Inclusion et égalité des chances
Diwan se veut ouvert à tous, y compris aux enfants en situation de handicap ou issus de milieux modestes. Le taux de boursiers dans certains collèges atteint 30 %, au-dessus de la moyenne académique. Le réseau revendique aussi une pédagogie favorable aux élèves dyslexiques, grâce à la régularité phonétique du breton. Mais il appelle l'État à prendre ses responsabilités pour financer davantage d'AESH (accompagnants d'élèves en situation de handicap) bretonnants.
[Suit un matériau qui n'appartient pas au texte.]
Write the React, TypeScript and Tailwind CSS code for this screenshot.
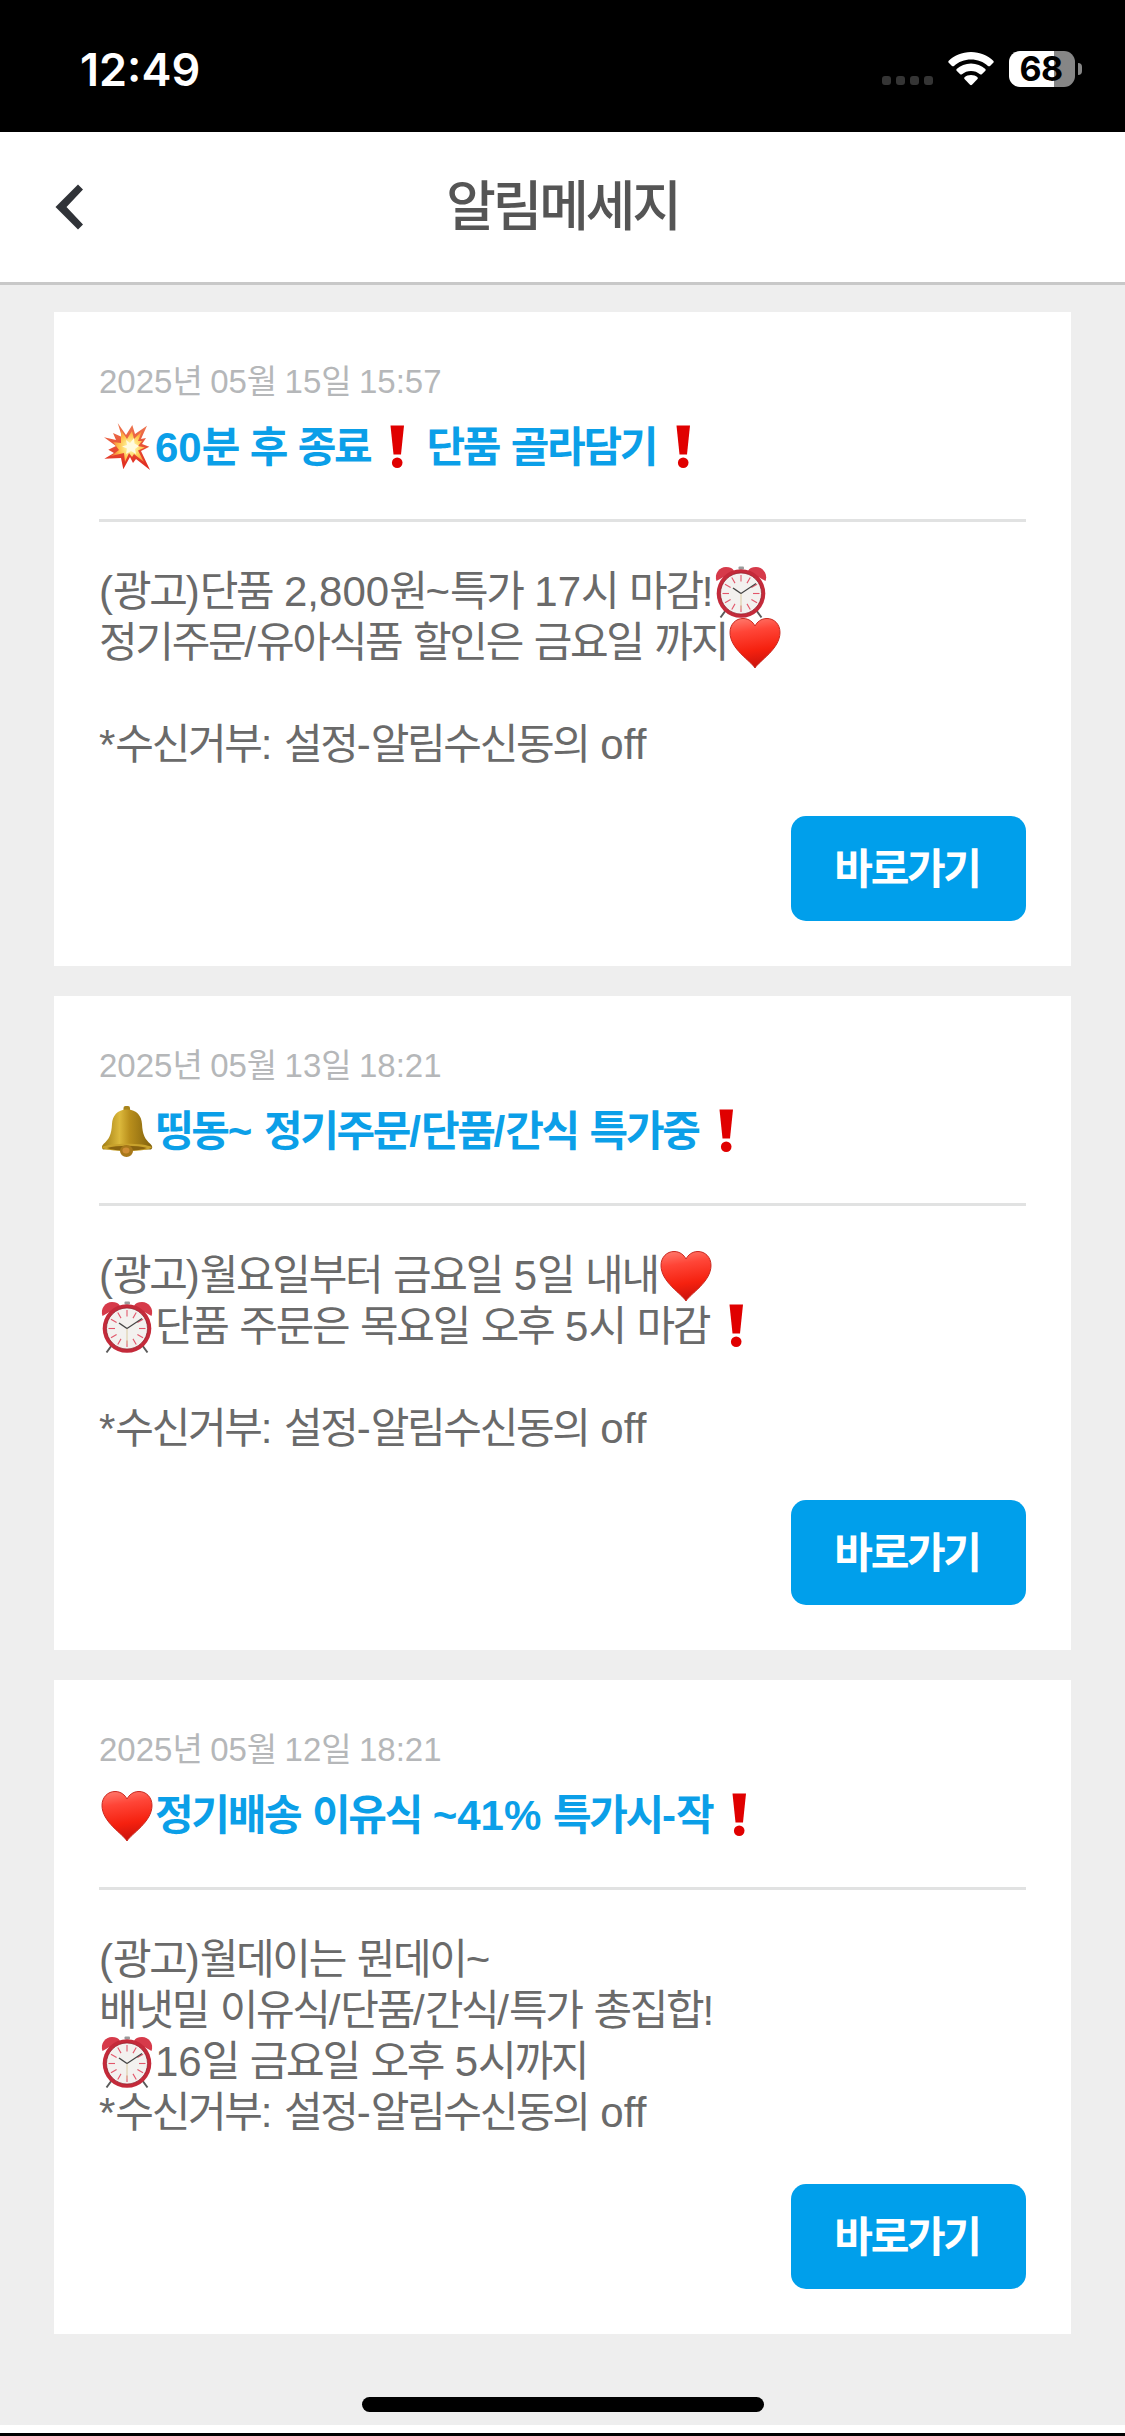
import React from 'react';

interface Message {
  id: number;
  date: string;
  title: string;
  body: string[];
}

const MESSAGES: Message[] = [
  {
    id: 1,
    date: '2025년 05월 15일 15:57',
    title: '💥60분 후 종료❗단품 골라담기❗',
    body: [
      '(광고)단품 2,800원~특가 17시 마감!⏰',
      '정기주문/유아식품 할인은 금요일 까지❤',
      '',
      '*수신거부: 설정-알림수신동의 off',
    ],
  },
  {
    id: 2,
    date: '2025년 05월 13일 18:21',
    title: '🔔띵동~ 정기주문/단품/간식 특가중❗',
    body: [
      '(광고)월요일부터 금요일 5일 내내❤',
      '⏰단품 주문은 목요일 오후 5시 마감❗',
      '',
      '*수신거부: 설정-알림수신동의 off',
    ],
  },
  {
    id: 3,
    date: '2025년 05월 12일 18:21',
    title: '❤정기배송 이유식 ~41% 특가시-작❗',
    body: [
      '(광고)월데이는 뭔데이~',
      '배냇밀 이유식/단품/간식/특가 총집합!',
      '⏰16일 금요일 오후 5시까지',
      '*수신거부: 설정-알림수신동의 off',
    ],
  },
];

const Heart = () => (
  <>
    <defs>
      <linearGradient id="heart" x1="0" y1="0" x2="0.15" y2="1">
        <stop offset="0" stopColor="#ff7d70" />
        <stop offset="0.3" stopColor="#ff4537" />
        <stop offset="0.7" stopColor="#f5210f" />
        <stop offset="1" stopColor="#cf140c" />
      </linearGradient>
    </defs>
    <path
      d="M28 53C24 46 3 34 3 17.500C3 9 9 3.500 16 3.500C22 3.500 26 7 28 11C30 7 34 3.500 40 3.500C47 3.500 53 9 53 17.500C53 34 32 46 28 53Z"
      fill="url(#heart)"
      stroke="#c9281f"
      strokeWidth="1"
    />
  </>
);

const Exclamation = () => (
  <>
    <path d="M20.500 5.500H34L31 34.500H23.500Z" fill="#e00000" />
    <circle cx="27.200" cy="42.800" r="5.300" fill="#e00000" />
  </>
);

const TICKS = [0, 30, 60, 90, 120, 150, 180, 210, 240, 270, 300, 330];

const AlarmClock = () => (
  <>
    <path d="M13 46L7.500 53.500M43 46L48.500 53.500" stroke="#5b5b5b" strokeWidth="2" />
    <rect x="25.500" y="2.500" width="5.500" height="3" rx="1" fill="#9a9a9a" />
    <path d="M3.500 17C1 10 6 3 13 3C17 3 20 4.500 21 7Z" fill="#d63a4a" />
    <path d="M52.500 17C55 10 50 3 43 3C39 3 36 4.500 35 7Z" fill="#d63a4a" />
    <circle cx="28" cy="29.500" r="24.300" fill="#c42a3a" />
    <circle cx="28" cy="29.500" r="20.500" fill="#f3f1ef" stroke="#8d1a27" strokeWidth="0.700" />
    {TICKS.map((deg) => (
      <path key={deg} d="M28 11V17.500" stroke="#e2566a" strokeWidth="1.100" transform={`rotate(${deg} 28 29.500)`} />
    ))}
    <path d="M28 29.500V45" stroke="#d8c79a" strokeWidth="0.900" />
    <path d="M28 29.500L20 24" stroke="#444" strokeWidth="1.500" />
    <path d="M28 29.500L43 19.500" stroke="#444" strokeWidth="1.100" />
  </>
);

const Bell = () => (
  <>
    <defs>
      <linearGradient id="bell" x1="0" x2="1">
        <stop offset="0" stopColor="#a07c14" />
        <stop offset="0.35" stopColor="#dcb93c" />
        <stop offset="0.55" stopColor="#b98f1c" />
        <stop offset="1" stopColor="#80600c" />
      </linearGradient>
    </defs>
    <rect x="24.500" y="2" width="6.500" height="6" rx="2" fill="#a8841c" />
    <path
      d="M28 5.500C18 5.500 13.500 12 13 20C12.500 31 10 35 4.500 40C2.500 42 2.500 44 4 45.500H52C54 44 53.500 42 51.500 40C46 35 43.500 31 43 20C42.500 12 38 5.500 28 5.500Z"
      fill="url(#bell)"
    />
    <path d="M3 43C11 38.500 45 38.500 53 43C51 48.500 5 48.500 3 43Z" fill="#c9a22c" />
    <path d="M8 44C18 41 38 41 48 44C40 47.500 16 47.500 8 44Z" fill="#8a6410" />
    <ellipse cx="27.500" cy="47" rx="6.500" ry="6" fill="#a8781a" />
    <ellipse cx="27" cy="46.500" rx="3.500" ry="3" fill="#cf8d35" />
  </>
);

const Collision = () => (
  <>
    <defs>
      <linearGradient id="flame" x1="0" y1="0" x2="0" y2="1">
        <stop offset="0" stopColor="#ee7a52" />
        <stop offset="1" stopColor="#e0261c" />
      </linearGradient>
      <radialGradient id="blast" gradientUnits="userSpaceOnUse" cx="32" cy="27" r="19">
        <stop offset="0" stopColor="#fffbe0" />
        <stop offset="0.3" stopColor="#ffe98a" />
        <stop offset="0.65" stopColor="#ffc24a" />
        <stop offset="1" stopColor="#f4813e" />
      </radialGradient>
    </defs>
    <path
      d="M18.700 3L27 15L33.300 5L36 14L48 5.700L42 19L47 18L43 24L50.300 26.700L42 31L51 50L37 39L34 43L31 37L24.300 49.300L22 38L5.300 38.700L15 33L9.300 29.700L17 26L5 17.300L17 20L14 13L23 17Z"
      fill="url(#flame)"
    />
    <path
      d="M22 10L28 19L33 11L35 19L43 11L39 21L43 21L39 26L46 27.500L39 30.500L45 42L35 34L33 37L30 33L26 42L25 33L12 36L20 30L14 22L22 23Z"
      fill="url(#blast)"
    />
    <path d="M27 20L31 23L35 18L35.500 23.500L40 26L36 29L37 34L32 31L27 34L28 28.500L23 26.500L28 25Z" fill="#fffbe0" />
  </>
);

const EMOJI: Record<string, React.FC> = {
  '❤': Heart,
  '❗': Exclamation,
  '⏰': AlarmClock,
  '🔔': Bell,
  '💥': Collision,
};

// Splits a line into Hangul runs, emoji and everything else
const RichText = ({ text }: { text: string }) => {
  const parts = text.split(/([가-힣]+|❤|❗|⏰|🔔|💥)/u).filter(Boolean);
  return (
    <>
      {parts.map((part, i) => {
        const Emoji = EMOJI[part];
        if (Emoji) {
          return (
            <svg key={i} viewBox="0 0 56 56" role="img" aria-label={part} className="inline-block size-14 -my-2 align-[-6px]">
              <Emoji />
            </svg>
          );
        }
        if (/[가-힣]/.test(part)) {
          return <span key={i} className="tracking-[-0.055em]">{part}</span>;
        }
        return <span key={i}>{part}</span>;
      })}
    </>
  );
};

const StatusBar = () => (
  <div className="flex h-[132px] items-center justify-between bg-black pl-[80px] pr-[43px] pt-[6px] text-white font-['Inter',sans-serif]">
    <span className="text-[45px] leading-none font-semibold">12:49</span>
    <div className="flex items-center">
      <div className="mt-[23px] mr-[15px] flex gap-[5px]">
        {[0, 1, 2, 3].map((n) => (
          <span key={n} className="size-[9px] rounded-[3px] bg-[#353535]" />
        ))}
      </div>
      <svg viewBox="0 0 46 34" className="mr-[15px] h-[34px] w-[46px]" fill="#fff">
        <path d="M23 0C32 0 40 3.500 45.500 9Q46 10 45.500 10.500L42 14Q41 14.500 40 14C35.500 9.800 29.500 7.500 23 7.500C16.500 7.500 10.500 9.800 6 14Q5 14.500 4 14L0.500 10.500Q0 10 0.500 9C6 3.500 14 0 23 0Z" />
        <path d="M23 11.500C28.500 11.500 33.500 13.600 37.400 17Q38 18 37.400 18.700L33.800 22.300Q33 22.900 32 22.300C29.600 20.200 26.500 19 23 19C19.500 19 16.400 20.200 14 22.300Q13 22.900 12.200 22.300L8.600 18.700Q8 18 8.600 17C12.500 13.600 17.500 11.500 23 11.500Z" />
        <path d="M23 23C25.500 23 27.800 23.900 29.500 25.300Q30.200 26.200 29.500 27L24 32.800Q23 33.600 22 32.800L16.500 27Q15.800 26.200 16.500 25.300C18.200 23.900 20.500 23 23 23Z" />
      </svg>
      <div className="flex h-[36px] w-[66px] items-center justify-center rounded-[11px] bg-linear-to-r from-white from-[68%] to-[#868686] to-[68%] pr-[2px] text-[34px] leading-none font-bold tracking-[-0.5px] text-black">
        68
      </div>
      <span className="ml-[3px] h-[12px] w-[4px] rounded-r-full bg-[#868686]" />
    </div>
  </div>
);

const Header = () => (
  <header className="grid h-[153px] grid-cols-[120px_1fr_120px] items-center border-b-[3px] border-[#c8c8c8] bg-white">
    <button aria-label="뒤로" className="pl-[55px]">
      <svg viewBox="0 0 28 46" className="h-[46px] w-[28px]">
        <path d="M23 0.500L28 5.500L11.500 23L28 40.500L23 45.500L0.500 23Z" fill="#303338" />
      </svg>
    </button>
    <h1 className="text-center text-[54px] leading-none font-medium tracking-[-0.058em] text-[#555]">알림메세지</h1>
  </header>
);

const MessageCard = ({ message }: { message: Message }) => (
  <article className="bg-white p-[45px]">
    <time className="block h-[48px] text-[33px] leading-[50px] text-[#b5b7b9]">
      <RichText text={message.date} />
    </time>
    <h2 className="mt-[15px] h-[54px] text-[42px] leading-[55px] font-bold text-[#0b9fe8]">
      <RichText text={message.title} />
    </h2>
    <div className="my-[45px] h-[3px] bg-[#e1e2e2]" />
    <div className="text-[42px] text-[#6a6a6a]">
      {message.body.map((line, i) => (
        <p key={i} className="h-[51px] leading-[49px] whitespace-nowrap">
          <RichText text={line} />
        </p>
      ))}
    </div>
    <div className="mt-[45px] flex justify-end">
      <button className="h-[105px] w-[235px] rounded-[15px] bg-[#009feb] pt-[3px] pr-[3px] text-[42px] leading-none font-bold tracking-[-0.055em] text-white">
        바로가기
      </button>
    </div>
  </article>
);

const App: React.FC = () => {
  return (
    <div className="flex h-[2436px] w-[1125px] flex-col overflow-hidden bg-[#eee] font-['Liberation_Sans','Noto_Sans_CJK_KR',sans-serif]">
      <StatusBar />
      <Header />
      <main className="flex flex-1 flex-col gap-[30px] px-[54px] pt-[27px]">
        {MESSAGES.map((message) => (
          <MessageCard key={message.id} message={message} />
        ))}
      </main>
      {/* Home indicator */}
      <div className="mb-[13px] h-[15px] w-[402px] self-center rounded-full bg-black" />
      <div className="h-[11px] shrink-0 border-b-[3px] border-black bg-white" />
    </div>
  );
};

export default App;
" Le breton ne doit pas rester la langue de l'école "
Dans l'interview accordée à ABP, Anne-Sophie Brats insiste sur la nécessité que les adultes s'approprient aussi la langue. Elle invite les parents et citoyens à suivre des cours de breton pour en faire une " langue de vie " et non seulement une langue scolaire. Elle fixe un cap symbolique : 50 écoles primaires pour les 50 ans de Diwan en 2027.
Conclusion
Avec de nouvelles ouvertures, une gouvernance renouvelée et un engagement affirmé pour la reconnaissance institutionnelle, Diwan montre qu'il reste un acteur incontournable de l'avenir du breton. Mais la pérennité du réseau dépendra de la résolution de ses fragilités financières et de l'obtention d'un véritable statut public adapté. Voir la vidéo intégrale de la conférence de presse qui a eu lieu à Brest le 8 septembre.
Commentaires (1)
Mais il est vrai que c'était une grosse anomalie car la demande était très forte. La preuve : une dizaine d'élèves sont attendus dans ce collège. Ce qui fait en moyenne donc 2-3 élèves par niveaux (de la 6ème à la 3ème) !
Le lieu choisi est particulièrement central : La Bouexière, son métro, ses voies express, son train. Et surtout au coeur d'une zone du département particulièrement marquée par la langue bretonne entre Liffré, Champeaux et Saint-Didier. La priorité des priorités donc.